4.9.21 Orc

The Orcs, like their cousin Ogres, bear distant relation to the Trolls, all three of the races having been created through the machinations of the Goddess of Corruption sometime in the First Mortal Epoch. Originally nomadic hunter-gatherers, the Orcs united with the Ogres in order to take Dun Valley, fighting back the human tribes that had made their home there and showing their early cunning in the ways of war.

During the height of the Indorani Empire, enslaved Orcs formed a significant minority of the imperial military; upon the collapse of their masters' dynasty, the Orcs were forever branded with the same reputation of corruption, destruction and fear that the Children of Despair had commanded.

The race has a long history of military innovation; despite their lack of contribution to other fields, it is a common point of contention whether an Orc or a Dwarf was the first to invent a particular forging technique, or produce the prototype of some common weapon. It is true that owing to the nature of their creation, Orcs have typically favored a more destructive, warlike approach, through which their not-inconsiderable cunning has filtered, but conversion to the Light has tempered this tendency somewhat.

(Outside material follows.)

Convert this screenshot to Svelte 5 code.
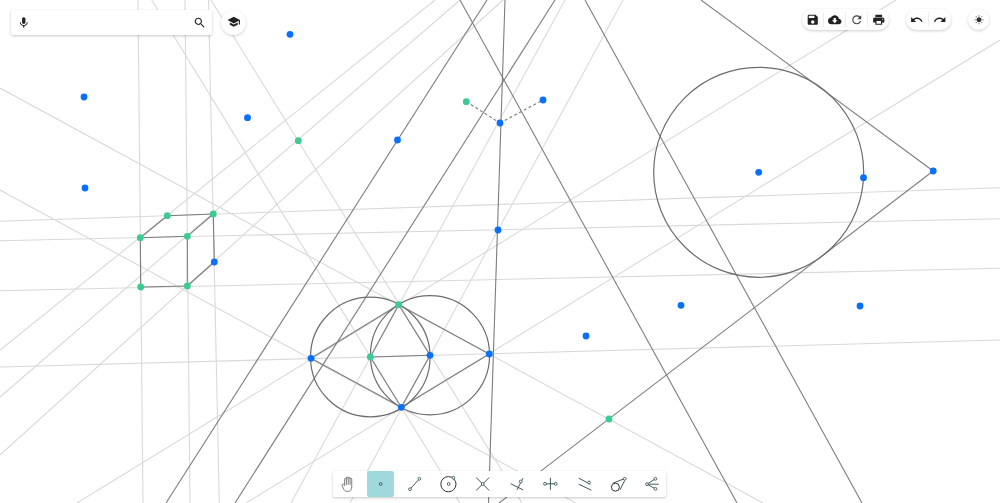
<script>
  const light = [
    [138,0,143,503],[185,0,190,503],[208.5,0,219.3,503],
    [0,221.3,1000,187.7],[0,240.7,1000,218.7],[0,290.7,1000,268.3],[0,367,1000,340],
    [0,88,763,503],[0,190,576,503],
    [211,0,522,503],[151.7,0,460,503],
    [0,350,435,0],[0,397,460,0],[0,455,503,0],
    [77,503,896,0],[246,503,1000,40],
    [291,503,565,0],[350,503,623,0]
  ];
  const dark = [
    [487,0,166,503],[555,0,235,503],[505,0,488.5,503],
    [460,0,737,503],[585,0,862,503],
    [701,0,933.2,171],[933.2,171,499,503],
    [167.3,215.7,213.3,214],[140.3,237.7,187.3,236.3],[140.3,237.7,167.3,215.7],[187.3,236.3,213.3,214],
    [140.3,237.7,140.7,287],[187.3,236.3,187.3,286],[213.3,214,214.3,262],
    [140.7,287,187.3,286],[187.3,286,214.3,262],
    [311,358.3,398.7,304.7],[398.7,304.7,489.3,354],[489.3,354,401.3,407.3],[401.3,407.3,311,358.3],
    [370.3,357,398.7,304.7],[398.7,304.7,430,355.3],[430,355.3,401.3,407.3],[401.3,407.3,370.3,357],
    [370.3,357,430,355.3]
  ];
  const dashed = [[466.3,101.7,500,123],[500,123,543,100]];
  const circles = [[758.7,172.3,105],[370.3,357,59.8],[430,355.3,59.6]];
  const blue = [
    [290,34.3],[84,97],[85,188],[247.5,117.7],[397.5,140],[500,123],[543,100],[498,230],
    [758.7,172.3],[863.5,177.7],[933.2,171],[681,305.3],[860,306],[586,336],[214.3,262],
    [311,358.3],[430,355.3],[489.3,354],[401.3,407.3]
  ];
  const green = [
    [298.3,140.7],[466.3,101.7],[167.3,215.7],[213.3,214],[140.3,237.7],[187.3,236.3],
    [140.7,287],[187.3,286],[398.7,304.7],[370.3,357],[609,419]
  ];
  const fileIcons = [
    { label: 'Save', d: 'M17 3H5c-1.11 0-2 .9-2 2v14c0 1.1.89 2 2 2h14c1.1 0 2-.9 2-2V7l-4-4zm-5 16c-1.66 0-3-1.34-3-3s1.34-3 3-3 3 1.34 3 3-1.34 3-3 3zm3-10H5V5h10v4z' },
    { label: 'Download', d: 'M19.35 10.04C18.67 6.59 15.64 4 12 4 9.11 4 6.6 5.64 5.35 8.04 2.34 8.36 0 10.91 0 14c0 3.31 2.69 6 6 6h13c2.76 0 5-2.24 5-5 0-2.64-2.05-4.78-4.65-4.96zM17 13l-5 5-5-5h3V9h4v4h3z' },
    { label: 'Refresh', d: 'M17.65 6.35C16.2 4.9 14.21 4 12 4c-4.42 0-7.99 3.58-7.99 8s3.57 8 7.99 8c3.73 0 6.84-2.55 7.73-6h-2.08c-.82 2.33-3.04 4-5.65 4-3.31 0-6-2.69-6-6s2.69-6 6-6c1.66 0 3.14.69 4.22 1.78L13 11h7V4l-2.35 2.35z' },
    { label: 'Print', d: 'M19 8H5c-1.66 0-3 1.34-3 3v6h4v4h12v-4h4v-6c0-1.66-1.34-3-3-3zm-3 11H8v-5h8v5zm3-7c-.55 0-1-.45-1-1s.45-1 1-1 1 .45 1 1-.45 1-1 1zm-1-9H6v4h12V3z' }
  ];
  const historyIcons = [
    { label: 'Undo', d: 'M12.5 8c-2.65 0-5.05.99-6.9 2.6L2 7v9h9l-3.62-3.62c1.39-1.16 3.16-1.88 5.12-1.88 3.54 0 6.55 2.31 7.6 5.5l2.37-.78C21.08 11.03 17.15 8 12.5 8z' },
    { label: 'Redo', d: 'M18.4 10.6C16.55 8.99 14.15 8 11.5 8c-4.65 0-8.58 3.03-9.96 7.22L3.9 16c1.05-3.19 4.05-5.5 7.6-5.5 1.95 0 3.73.72 5.12 1.88L13 16h9V7l-3.6 3.6z' }
  ];
  // Tool icons: coordinates in a 26x26 box centred on each button
  const tools = [
    { label: 'Move', hand: true, lines: [], dots: [], rings: [] },
    { label: 'Point', active: true, lines: [], dots: [[13,13]], rings: [] },
    { label: 'Line', lines: [[8.3,18.2,17.7,7.8]], dots: [[8.3,18.2],[17.7,7.8]], rings: [] },
    { label: 'Circle', lines: [], dots: [[13,13],[17.7,6.8]], rings: [[12.7,13.2,7.6]] },
    { label: 'Intersection', lines: [[6.5,6.5,19.5,19.5],[19.5,6.5,6.5,19.5]], dots: [[13,13]], rings: [] },
    { label: 'Perpendicular', lines: [[7,12.8,19.3,18.8],[13.3,18.8,19.3,7.2]], dots: [[17,10.5]], rings: [] },
    { label: 'Bisector', lines: [[7.3,12.8,18,12.8],[12.7,6.8,12.7,18.8]], dots: [[7.3,12.8],[18,12.8]], rings: [] },
    { label: 'Parallel', lines: [[7,7.2,18.7,13.2],[7,13.2,19.7,19.2]], dots: [[17.3,11.5]], rings: [] },
    { label: 'Tangent', lines: [[7.2,12.2,18.3,7.8],[14.3,18.8,19,9.5]], dots: [[19,7.8]], rings: [[9.7,16.2,4]] },
    { label: 'Polar', lines: [[7.3,13.2,19,13.2],[7.3,13.2,15.7,7.8],[7.3,13.2,15.7,17.8]], dots: [[7.3,13.2],[15.7,7.8],[15.7,17.8]], rings: [] }
  ];
</script>

<div class="stage">
  <svg class="canvas" width="1000" height="503" viewBox="0 0 1000 503" aria-label="Geometry construction">
    {#each light as l}<line x1={l[0]} y1={l[1]} x2={l[2]} y2={l[3]} class="light" />{/each}
    {#each dark as l}<line x1={l[0]} y1={l[1]} x2={l[2]} y2={l[3]} class="dark" />{/each}
    {#each dashed as l}<line x1={l[0]} y1={l[1]} x2={l[2]} y2={l[3]} class="dashed" />{/each}
    {#each circles as c}<circle cx={c[0]} cy={c[1]} r={c[2]} class="curve" />{/each}
    {#each blue as p}<circle cx={p[0]} cy={p[1]} r="3.4" class="free" />{/each}
    {#each green as p}<circle cx={p[0]} cy={p[1]} r="3.4" class="derived" />{/each}
  </svg>

  <div class="overlay">
    <header class="top">
      <div class="left">
        <div class="search">
          <svg class="mat" viewBox="0 0 24 24"><path d="M12 14c1.66 0 2.99-1.34 2.99-3L15 5c0-1.66-1.34-3-3-3S9 3.34 9 5v6c0 1.66 1.34 3 3 3zm5.3-3c0 3-2.54 5.1-5.3 5.1S6.7 14 6.7 11H5c0 3.41 2.72 6.23 6 6.72V21h2v-3.28c3.28-.48 6-3.3 6-6.72h-1.7z" /></svg>
          <svg class="mat" viewBox="0 0 24 24"><path d="M15.5 14h-.79l-.28-.27C15.41 12.59 16 11.11 16 9.5 16 5.91 13.09 3 9.5 3S3 5.91 3 9.5 5.91 16 9.5 16c1.61 0 3.09-.59 4.23-1.57l.27.28v.79l5 4.99L20.49 19l-4.99-5zm-6 0C7.01 14 5 11.99 5 9.5S7.01 5 9.5 5 14 7.01 14 9.5 11.99 14 9.5 14z" /></svg>
        </div>
        <div class="round hat">
          <svg class="mat" viewBox="0 0 24 24"><path d="M5 13.18v4L12 21l7-3.82v-4L12 17l-7-3.82zM12 3L1 9l11 6 9-4.91V17h2V9L12 3z" /></svg>
        </div>
      </div>
      <div class="right">
        <div class="pill files">
          {#each fileIcons as ic}
            <div class="cell" class:thin={ic.label === 'Refresh'}><svg class="mat" viewBox="0 0 24 24" aria-label={ic.label}><path d={ic.d} /></svg></div>
          {/each}
        </div>
        <div class="pill history">
          {#each historyIcons as ic}
            <div class="cell"><svg class="mat" viewBox="0 0 24 24" aria-label={ic.label}><path d={ic.d} /></svg></div>
          {/each}
        </div>
        <div class="round theme">
          <svg class="sun" viewBox="0 0 24 24"><path d="M6.76 4.84l-1.8-1.79-1.41 1.41 1.79 1.79 1.42-1.41zM4 10.5H1v2h3v-2zm9-9.95h-2V3.5h2V.55zm7.45 3.91l-1.41-1.41-1.79 1.79 1.41 1.41 1.79-1.79zm-3.21 13.7l1.79 1.8 1.41-1.41-1.8-1.79-1.4 1.4zM20 10.5v2h3v-2h-3zm-8-5c-3.31 0-6 2.69-6 6s2.69 6 6 6 6-2.69 6-6-2.69-6-6-6zm-1 16.95h2V19.5h-2v2.95zm-7.45-3.91l1.41 1.41 1.79-1.8-1.41-1.41-1.79 1.8z" /></svg>
        </div>
      </div>
    </header>

    <nav class="tools">
      {#each tools as t}
        <div class="tool" class:active={t.active} title={t.label}>
          <svg width="26" height="26" viewBox="-0.7 0 26 26">
            {#if t.hand}
              <g transform="translate(1.2 -0.6) scale(1.08)">
                <path class="hand" d="M9 13.5V8.2c0-1.2 1.6-1.2 1.6 0V7c0-1.3 1.7-1.3 1.7 0v.2c0-1.2 1.7-1.2 1.7 0v.8c0-1.1 1.6-1.1 1.6 0v7.2c0 2.6-1.5 4.3-3.8 4.3-1.8 0-2.8-.8-3.6-2L6.7 14c-.6-1.1.8-2 1.6-1L9 14" />
                <path class="hand" d="M10.6 8.2V13M12.3 7.2V13M14 8V13" />
              </g>
            {/if}
            {#each t.lines as l}<line x1={l[0]} y1={l[1]} x2={l[2]} y2={l[3]} class="ti-line" />{/each}
            {#each t.rings as r}<circle cx={r[0]} cy={r[1]} r={r[2]} class="ti-ring" />{/each}
            {#each t.dots as d}<circle cx={d[0]} cy={d[1]} r="1.4" class="ti-dot" />{/each}
          </svg>
        </div>
      {/each}
    </nav>
  </div>
</div>

<style>
  :global(body) { margin: 0; background: #fff; overflow: hidden; }
  .stage { position: relative; width: 1000px; height: 503px; overflow: hidden; background: #fff; font-family: "Roboto", sans-serif; }
  .canvas { position: absolute; inset: 0; display: block; }
  .light { stroke: #d9d9d9; stroke-width: 1.1; fill: none; }
  .dark { stroke: #7d7d7d; stroke-width: 1.1; fill: none; }
  .dashed { stroke: #7d7d7d; stroke-width: 1.1; stroke-dasharray: 3 2.4; fill: none; }
  .curve { stroke: #6c6c6c; stroke-width: 1.2; fill: none; }
  .free { fill: #0a6ffb; }
  .derived { fill: #3ccb92; }

  .overlay { position: absolute; inset: 0; display: flex; flex-direction: column; justify-content: space-between; box-sizing: border-box; padding: 9px 11px 6.5px; }
  .top { display: flex; justify-content: space-between; align-items: flex-start; }
  .left { display: flex; align-items: flex-start; gap: 9px; }
  .right { display: flex; align-items: flex-start; gap: 17px; }

  .mat { width: 13.5px; height: 13.5px; display: block; fill: #222; flex: none; }
  .search { width: 201px; height: 25px; margin-top: 1px; box-sizing: border-box; padding: 0 6px 0 5.5px; display: flex; align-items: center; justify-content: space-between; background: #fff; border-radius: 2px; box-shadow: 0 1px 3px rgba(0,0,0,.22); }
  .round { background: #fff; border-radius: 50%; display: flex; align-items: center; justify-content: center; box-shadow: 0 1px 3px rgba(0,0,0,.18); }
  .hat { width: 25px; height: 25px; margin-top: .5px; }
  .theme { width: 21px; height: 21px; }
  .sun { width: 10px; height: 10px; display: block; fill: #333; }

  .pill { display: flex; height: 21px; box-sizing: border-box; background: #fff; border-radius: 11px; box-shadow: 0 1px 3px rgba(0,0,0,.2); align-items: center; }
  .files { width: 87px; padding-left: .5px; }
  .history { width: 45px; }
  .cell { flex: 1; height: 15px; display: flex; align-items: center; justify-content: center; border-right: 1px solid #eee; }
  .cell:last-child { border-right: 0; }
  .thin .mat { fill: #444; }

  .tools { align-self: center; margin-right: 1.5px; display: flex; gap: 7.5px; height: 26px; background: #fff; border-radius: 2px; box-shadow: 0 1px 3px rgba(0,0,0,.22); }
  .tool { width: 26.5px; height: 26px; display: flex; align-items: center; justify-content: center; border-radius: 2px; }
  .tool.active { background: #9fd9dd; }
  .ti-line { stroke: #3d5a54; stroke-width: 1; fill: none; }
  .ti-ring { stroke: #333; stroke-width: 1; fill: none; }
  .ti-dot { stroke: #3d5a54; stroke-width: .9; fill: #fff; }
  .active .ti-dot { fill: #9fd9dd; }
  .hand { stroke: #777; stroke-width: .9; fill: none; stroke-linejoin: round; stroke-linecap: round; }
</style>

Orcs have large, fierce teeth, with two of the bottom ones rising into tusks, as well as skin of mottled, lush green - a natural camouflage which they developed in order to survive in the valley jungles. Their features tend to be angular and pronounced, often lacking the gracefulness of the other humanoid races.

Men of the Orc race are distinguished, in many cases, by ritual scarification. Scars endured in battle are often incorporated into the design. Designs tend to be passed down through families, although scars signifying wisdom, priesthood, and other honored vocations are often administered in addition to family patterns. Scarification begins young, and its completion - often involving the administration of the most painful scars - signifies a man's coming of age.

Though Ogre men also follow this practice, the two races possess differing designs. The origins of this practice come from the time of the Indorani empire, where marks upon the flesh and scarring corporal punishment were common; Orcs and Ogres, often called upon to punish their own, found resonance with Rahnite philosophy. The practice thus endured beyond the fall of the Indorani, and is still widely employed in the diaspora despite objections from more contemporary Dunnite philosophy.